State park in Pennsylvania, United States

Laurel Summit State Park is a 6 acre Pennsylvania state park in Cook Township, Westmoreland County, Pennsylvania in the United States. It is also a picnic area with a scenic view of Linn Run on the summit of Laurel Mountain. The temperatures at Laurel Summit State Park are generally several degrees cooler than the surrounding towns in the valleys. The elevation of the park is 2739 ft above sea level.

The area in and surrounding Laurel Summit State Park is now a thriving second growth forest. One hundred years ago it was generally described as a "waste land". The ridges of the Laurel Mountain had once been covered with old-growth forest. These forests were clear cut during the lumber era that swept over most of the mountains and forests of Pennsylvania during the mid-to-late 19th century and very early 20th century. The lumbermen stripped the mountains. They took the logs to the sawmill where they were cut into lumber. Smaller logs were used to reinforce the mine shafts of the many coal mines throughout southwestern Pennsylvania and West Virginia. The bark of the hemlock tree was used as a source of tannin at the tanneries of the area. The only thing the lumbermen left behind was the treetops. These tree tops were left to dry. The passing steam locomotives of the Pittsburgh, Westmoreland and Somerset Railroad would ignite this dry brush causing massive wildfires that swept through the mountains and valleys. In 1909, after the Commonwealth of Pennsylvania had purchased the land from the lumbermen, Forester John R. Williams reported, "I should say that fully three-fifths (60%) of the reserve had been burned since the lumbering was done. The fires did great damage to the young growth. Some places were covered with nothing but ferns and blackberry bushes." Scars from these fires can still be seen today in the Laurel Summit vicinity.
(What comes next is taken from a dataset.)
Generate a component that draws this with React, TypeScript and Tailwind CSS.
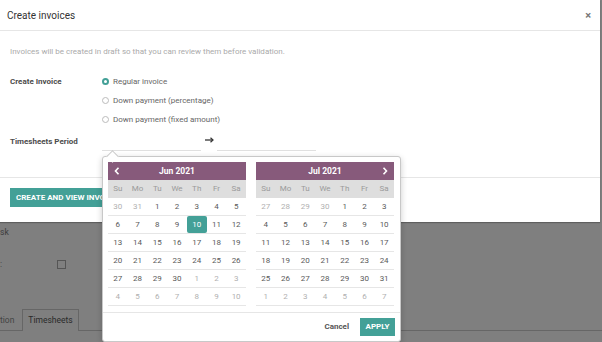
import React from "react";

type Cell = { d: number; o: boolean; sel?: boolean };

function buildJun(): Cell[][] {
  const rows: Cell[][] = [];
  rows.push([{ d: 30, o: true }, { d: 31, o: true }, ...[1, 2, 3, 4, 5].map((d) => ({ d, o: false }))]);
  for (let s = 6; s <= 20; s += 7) rows.push([0, 1, 2, 3, 4, 5, 6].map((i) => ({ d: s + i, o: false, sel: s + i === 10 })));
  rows.push([...[27, 28, 29, 30].map((d) => ({ d, o: false })), ...[1, 2, 3].map((d) => ({ d, o: true }))]);
  rows.push([4, 5, 6, 7, 8, 9, 10].map((d) => ({ d, o: true })));
  return rows;
}

function buildJul(): Cell[][] {
  const rows: Cell[][] = [];
  rows.push([...[27, 28, 29, 30].map((d) => ({ d, o: true })), ...[1, 2, 3].map((d) => ({ d, o: false }))]);
  for (let s = 4; s <= 25; s += 7) rows.push([0, 1, 2, 3, 4, 5, 6].map((i) => ({ d: s + i, o: false })));
  rows.push([1, 2, 3, 4, 5, 6, 7].map((d) => ({ d, o: true })));
  return rows;
}

const days = ["Su", "Mo", "Tu", "We", "Th", "Fr", "Sa"];

function Calendar({ title, rows, left, right }: { title: string; rows: Cell[][]; left?: boolean; right?: boolean }) {
  return (
    <div className="w-[138px] flex flex-col">
      <div className="h-[18px] bg-[#875a7b] flex items-center justify-between px-[6px] text-white">
        <span className="w-[8px] flex items-center">
          {left && (
            <svg width="6" height="8" viewBox="0 0 6 8">
              <path d="M4.5 0.8 L1.5 4 L4.5 7.2" stroke="white" strokeWidth="1.6" fill="none" />
            </svg>
          )}
        </span>
        <span className="text-[8.5px] font-bold">{title}</span>
        <span className="w-[8px] flex items-center justify-end">
          {right && (
            <svg width="6" height="8" viewBox="0 0 6 8">
              <path d="M1.5 0.8 L4.5 4 L1.5 7.2" stroke="white" strokeWidth="1.6" fill="none" />
            </svg>
          )}
        </span>
      </div>
      <div className="h-[18px] bg-[#dedede] grid grid-cols-7 items-center text-[8px] text-[#9a9a9a] text-center">
        {days.map((d) => (
          <span key={d}>{d}</span>
        ))}
      </div>
      {rows.map((r, i) => (
        <div key={i} className="h-[18px] grid grid-cols-7 border-b border-[#e6e6e6] text-[8px] text-center">
          {r.map((c, j) => (
            <span
              key={j}
              className={
                c.sel
                  ? "flex items-center justify-center bg-[#43a097] text-white rounded-[2px]"
                  : c.o
                  ? "flex items-center justify-center text-[#b0b0b0]"
                  : "flex items-center justify-center text-[#5a5a5a]"
              }
            >
              {c.d}
            </span>
          ))}
        </div>
      ))}
    </div>
  );
}

function Radio({ checked, label }: { checked?: boolean; label: string }) {
  return (
    <div className="h-[19px] flex items-center">
      <span
        className={
          checked
            ? "w-[7px] h-[7px] rounded-full border-[2px] border-[#43a097] bg-white"
            : "w-[7px] h-[7px] rounded-full border border-[#bbb] bg-white"
        }
      />
      <span className="ml-[4px] text-[8px] text-[#666]">{label}</span>
    </div>
  );
}

export default function App() {
  return (
    <div className="relative w-[602px] h-[342px] bg-[#7f7f7f] overflow-hidden font-['Roboto',sans-serif]">
      {/* modal */}
      <div className="w-[600px] h-[222px] bg-white flex flex-col shadow-[0_1px_1px_rgba(0,0,0,0.25)]">
        <div className="h-[31px] border-b border-[#e6e6e6] flex items-center justify-between pl-[7px] pr-[9px]">
          <span className="text-[10px] text-[#333]">Create invoices</span>
          <span className="text-[11px] font-bold text-[#777] leading-none">×</span>
        </div>
        <div className="h-[146px] px-[10px] pt-[15px]">
          <p className="text-[8px] leading-[12px] text-[#aaa]">
            Invoices will be created in draft so that you can review them before validation.
          </p>
          <div className="mt-[14px] flex">
            <div className="w-[92px] h-[19px] flex items-center text-[8px] font-bold text-[#4c4c4c]">Create Invoice</div>
            <div className="flex flex-col">
              <Radio checked label="Regular invoice" />
              <Radio label="Down payment (percentage)" />
              <Radio label="Down payment (fixed amount)" />
            </div>
          </div>
          <div className="mt-[4px] flex h-[18px]">
            <div className="w-[92px] flex items-center text-[8px] font-bold text-[#4c4c4c]">Timesheets Period</div>
            <div className="flex items-stretch">
              <div className="w-[99px] border-b border-[#e0e0e0]" />
              <div className="w-[16px] flex items-center justify-center pb-[4px]">
                <svg width="9" height="6" viewBox="0 0 9 6">
                  <path d="M0 3 H7.5" stroke="#333" strokeWidth="1.3" />
                  <path d="M5.5 0.8 L8 3 L5.5 5.2" stroke="#333" strokeWidth="1.2" fill="none" />
                </svg>
              </div>
              <div className="w-[99px] border-b border-[#e0e0e0]" />
            </div>
          </div>
        </div>
        <div className="h-[45px] border-t border-[#e6e6e6] pt-[10px] pl-[10px]">
          <div className="h-[19px] w-[120px] bg-[#43a097] flex items-center pl-[6px] text-white text-[8px] font-bold whitespace-nowrap overflow-hidden">
            CREATE AND VIEW INVOICES
          </div>
        </div>
      </div>

      {/* dimmed page */}
      <div className="flex flex-col text-[8.5px] text-[#3c3c3c]">
        <div className="h-[20px] flex items-center">sk</div>
        <div className="mt-[13px] h-[18px] flex items-center">
          <span className="w-[57px]">:</span>
          <span className="w-[9px] h-[9px] border border-[#555]" />
        </div>
        <div className="mt-[36px] h-[22px] flex items-end">
          <div className="w-[22px] h-[21px] flex items-center text-[#444] border-b border-[#666]">tion</div>
          <div className="w-[57px] h-[22px] border border-b-0 border-[#666] flex items-center justify-center text-[#2a2a2a]">
            Timesheets
          </div>
          <div className="flex-1 border-b border-[#666]" />
        </div>
      </div>

      {/* date picker */}
      <div className="absolute left-[102px] top-[156px] w-[299px] h-[186px] bg-white border border-[#c8c8c8] rounded-[3px] shadow-[0_2px_6px_rgba(0,0,0,0.2)] flex flex-col">
        <div className="absolute left-[5px] top-[-5px] w-[9px] h-[9px] bg-white border-l border-t border-[#c8c8c8] rotate-45" />
        <div className="flex gap-[10px] pl-[5px] pt-[5px]">
          <Calendar title="Jun 2021" rows={buildJun()} left />
          <Calendar title="Jul 2021" rows={buildJul()} right />
        </div>
        <div className="mt-[6px] border-t border-[#e6e6e6] h-[29px] flex items-center justify-end pr-[5px]">
          <span className="text-[8px] font-bold text-[#555] mr-[11px]">Cancel</span>
          <span className="h-[18px] w-[35px] bg-[#43a097] text-white text-[8px] font-bold flex items-center justify-center">APPLY</span>
        </div>
      </div>
    </div>
  );
}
Most of the wildlife in the area was devastated due to the destruction of their habitat or over hunting. White-tailed deer were imported from Michigan and New York to reestablish what had once been a thriving population of deer. These deer were released throughout Pennsylvania. The current population of deer in Pennsylvania are descended from the original stock that was introduced in 1910 after the lumbermen had moved out of the area.